Kekuasaan akan terus dilekati definisi dan praksis klasiknya, yakni kekerasan. Di mana ada kekuasaan, di situ ada kekerasan. Sulit rasanya membayangkan akan ada kekuasaan yang berniat meniadakan kekerasan sehingga muncul pengertian: di mana ada kekuasaan, di situ kekerasan akan padam. Orang-orang di masa lalu pun berpendapat serupa. Hingga nanti di masa depan akan jadi seperti itu seterusnya. Akan terus ada yang berhasrat menguasai ketaatan pihak lain, membuat manusia lain lemah. Tinju-meninju antara kerukunan dan kekacauan akan terus berlangsung, tanpa batasan ronde.
Disebabkan keyakinan tersebut, tentu bantuan kemanusiaan pun mesti menyertakan saling berbagi tentang cara bertahan dari serangan.

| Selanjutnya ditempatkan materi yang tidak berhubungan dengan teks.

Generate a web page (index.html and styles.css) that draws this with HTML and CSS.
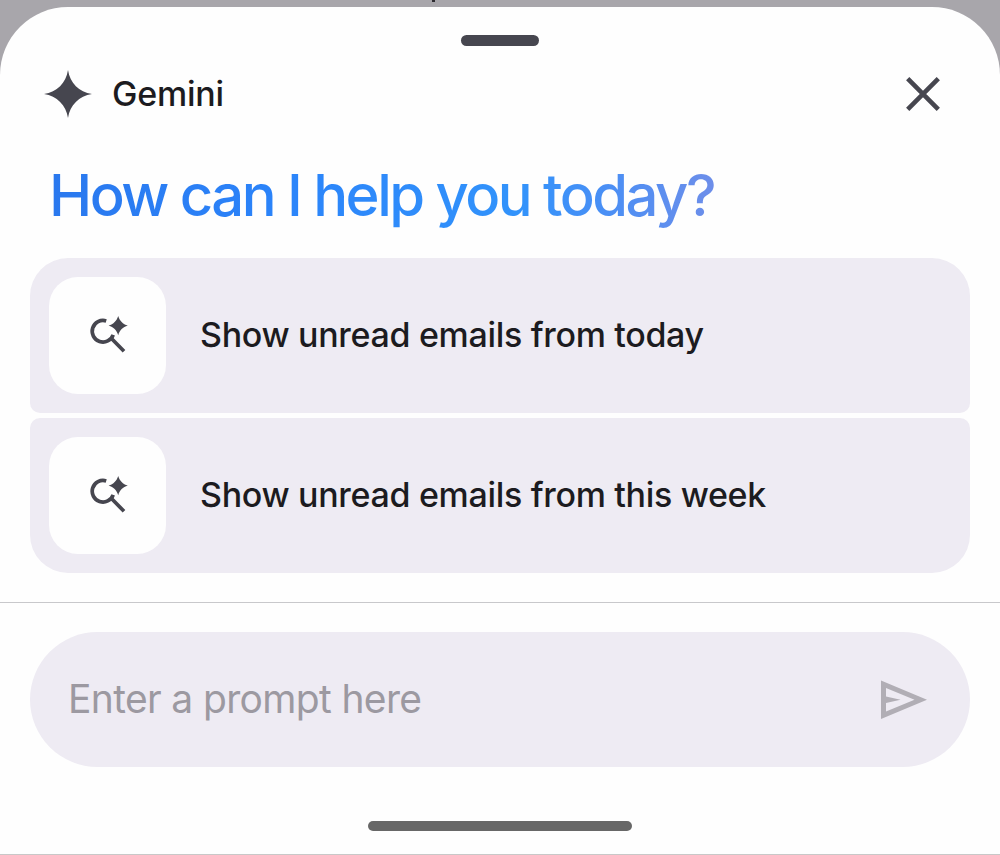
FILE: index.html
```html
<!DOCTYPE html>
<html lang="en">
<head>
    <meta charset="UTF-8">
    <meta name="viewport" content="width=device-width, initial-scale=1.0">
    <title>Gemini</title>
    <link rel="stylesheet" href="styles.css">
</head>
<body>

    <span class="backdrop-dot"></span>

    <div class="sheet">
        <div class="handle"></div>

        <header class="header">
            <svg class="spark" viewBox="0 0 48 48">
                <path d="M24 0C26 13 35 22 48 24C35 26 26 35 24 48C22 35 13 26 0 24C13 22 22 13 24 0Z"/>
            </svg>
            <span class="title">Gemini</span>
            <button class="close" aria-label="Close">
                <svg viewBox="0 0 34 34">
                    <path d="M1.700 1.700L32.300 32.300M32.300 1.700L1.700 32.300"/>
                </svg>
            </button>
        </header>

        <h1 class="greeting"><span>How can I help you today?</span></h1>

        <div class="suggestions">
            <div class="suggestion">
                <div class="tile">
                    <svg viewBox="0 0 40 40">
                        <path class="lens" d="M17.200 4.900A10.800 10.800 0 1 0 24.200 18.800M21.500 21.500L35 35.300"/>
                        <path class="star" d="M29.200 0C30.800 5 33.800 8 38.800 9.600C33.800 11.200 30.800 14.200 29.200 19.200C27.600 14.200 24.600 11.200 19.600 9.600C24.600 8 27.600 5 29.200 0Z"/>
                    </svg>
                </div>
                <span class="label">Show unread emails from today</span>
            </div>
            <div class="suggestion">
                <div class="tile">
                    <svg viewBox="0 0 40 40">
                        <path class="lens" d="M17.200 4.900A10.800 10.800 0 1 0 24.200 18.800M21.500 21.500L35 35.300"/>
                        <path class="star" d="M29.200 0C30.800 5 33.800 8 38.800 9.600C33.800 11.200 30.800 14.200 29.200 19.200C27.600 14.200 24.600 11.200 19.600 9.600C24.600 8 27.600 5 29.200 0Z"/>
                    </svg>
                </div>
                <span class="label">Show unread emails from this week</span>
            </div>
        </div>

        <div class="prompt-area">
            <div class="prompt">
                <span class="placeholder">Enter a prompt here</span>
                <svg class="send" viewBox="0 0 46 39">
                    <path fill-rule="evenodd" d="M0 0.500L46 19.700L0 39ZM5 8V16.500L19.500 19.700L5 22.900V31.500L33.500 19.700Z"/>
                </svg>
            </div>
        </div>

        <div class="nav-bar"></div>
    </div>

</body>
</html>
```

FILE: styles.css
```css
* {
    box-sizing: border-box;
}

body {
    margin: 0;
    padding-top: 7px;
    height: 855px;
    overflow: hidden;
    background-color: #a8a6ab;
    font-family: Inter, Roboto, sans-serif;
    color: #1c1b20;
}

.backdrop-dot {
    position: absolute;
    top: 0;
    left: 432px;
    width: 3px;
    height: 2px;
    background-color: #2e2c31;
}

.sheet {
    height: 848px;
    display: flex;
    flex-direction: column;
    background-color: #fefefe;
    border-radius: 68px 68px 0 0;
    border-bottom: 1px solid #c8c8c8;
}

.handle {
    width: 78px;
    height: 11px;
    margin: 28px auto 0;
    border-radius: 6px;
    background-color: #46464f;
}

.header {
    display: flex;
    align-items: center;
    height: 48px;
    margin-top: 24px;
    padding: 0 60px 0 44px;
}

.spark {
    width: 48px;
    height: 48px;
    fill: #46464f;
}

.title {
    margin-left: 20px;
    font-size: 34px;
    line-height: 48px;
    font-weight: 500;
    letter-spacing: -0.2px;
    white-space: nowrap;
}

.close {
    width: 34px;
    height: 34px;
    margin-left: auto;
    padding: 0;
    border: 0;
    background: none;
}

.close svg {
    display: block;
    fill: none;
    stroke: #46464f;
    stroke-width: 4.6;
}

.greeting {
    height: 80px;
    margin: 37px 0 0;
    padding-left: 49px;
    font-size: 58px;
    line-height: 80px;
    font-weight: 550;
    letter-spacing: -2.52px;
    white-space: nowrap;
}

.greeting span {
    display: inline-block;
    padding-right: 6px;
    color: transparent;
    background: linear-gradient(90deg, #2a78ee 0%, #2b84fa 35%, #3293fb 70%, #4a8ff5 83%, #6f8ee9 100%);
    -webkit-background-clip: text;
    background-clip: text;
}

.suggestions {
    display: flex;
    flex-direction: column;
    gap: 5px;
    margin: 23px 30px 0;
}

.suggestion {
    display: flex;
    align-items: center;
    height: 155px;
    padding-left: 19px;
    background-color: #eeebf3;
    border-radius: 38px 38px 10px 10px;
}

.suggestion:last-child {
    border-radius: 10px 10px 38px 38px;
}

.tile {
    display: flex;
    align-items: center;
    justify-content: center;
    width: 117px;
    height: 117px;
    border-radius: 29px;
    background-color: #fefefe;
}

.tile svg {
    width: 40px;
    height: 40px;
    margin-left: 3px;
}

.lens {
    fill: none;
    stroke: #46464f;
    stroke-width: 3.7;
}

.star {
    fill: #46464f;
}

.label {
    margin-left: 34px;
    padding-bottom: 2px;
    font-size: 34px;
    line-height: 48px;
    font-weight: 500;
    letter-spacing: -0.32px;
    white-space: nowrap;
}

.prompt-area {
    margin-top: 29px;
    padding: 29px 30px 0;
    border-top: 1px solid #c8c8cb;
}

.prompt {
    display: flex;
    align-items: center;
    justify-content: space-between;
    height: 135px;
    padding: 0 43px 0 38px;
    border-radius: 68px;
    background-color: #eeebf3;
}

.placeholder {
    padding-bottom: 2px;
    font-size: 39px;
    line-height: 52px;
    letter-spacing: -0.65px;
    color: #9c99a1;
    white-space: nowrap;
}

.send {
    width: 46px;
    height: 39px;
    fill: #b1aeb5;
}

.nav-bar {
    width: 264px;
    height: 10px;
    margin: 54px auto 0;
    border-radius: 5px;
    background-color: #676767;
}
```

Orang-orang yang dianiaya perlu diajari cara menghadapi dan melumpuhkan serangan musuh. Langkah ini bukan untuk keberhasilan balas dendam, tetapi lebih kepada pertahanan diri. Bantuan kemanusiaan tidak harus membuat orang dimabuk moral sehingga melupakan pembangunan kekuatan untuk pertahanan diri yang berakibat pada semakin merajalelanya musuh.
Akhirnya, kita pun akan bertanya: apakah yang natural dari manusia, humanitasnya atau animalitasnya? Jangan-jangan, seperti kata seorang budayawan, kemanusiaan adalah hal yang bertolak belakang dari kita, manusia. Jangan-jangan dunia di mana setiap orang adalah manusia yang manusiawi itu semata fiksi. Jangan-jangan kerukunan global itu angan-angan.
Yang masih saya yakini: yang mampu memanusiawikan diri dan orang lain hanya beberapa manusia saja. Meski sesungguhnya keyakinan tersebut begitu mengerikan. Coba bayangkan! Manusia pasti akan merinding, sedangkan binatang tidak.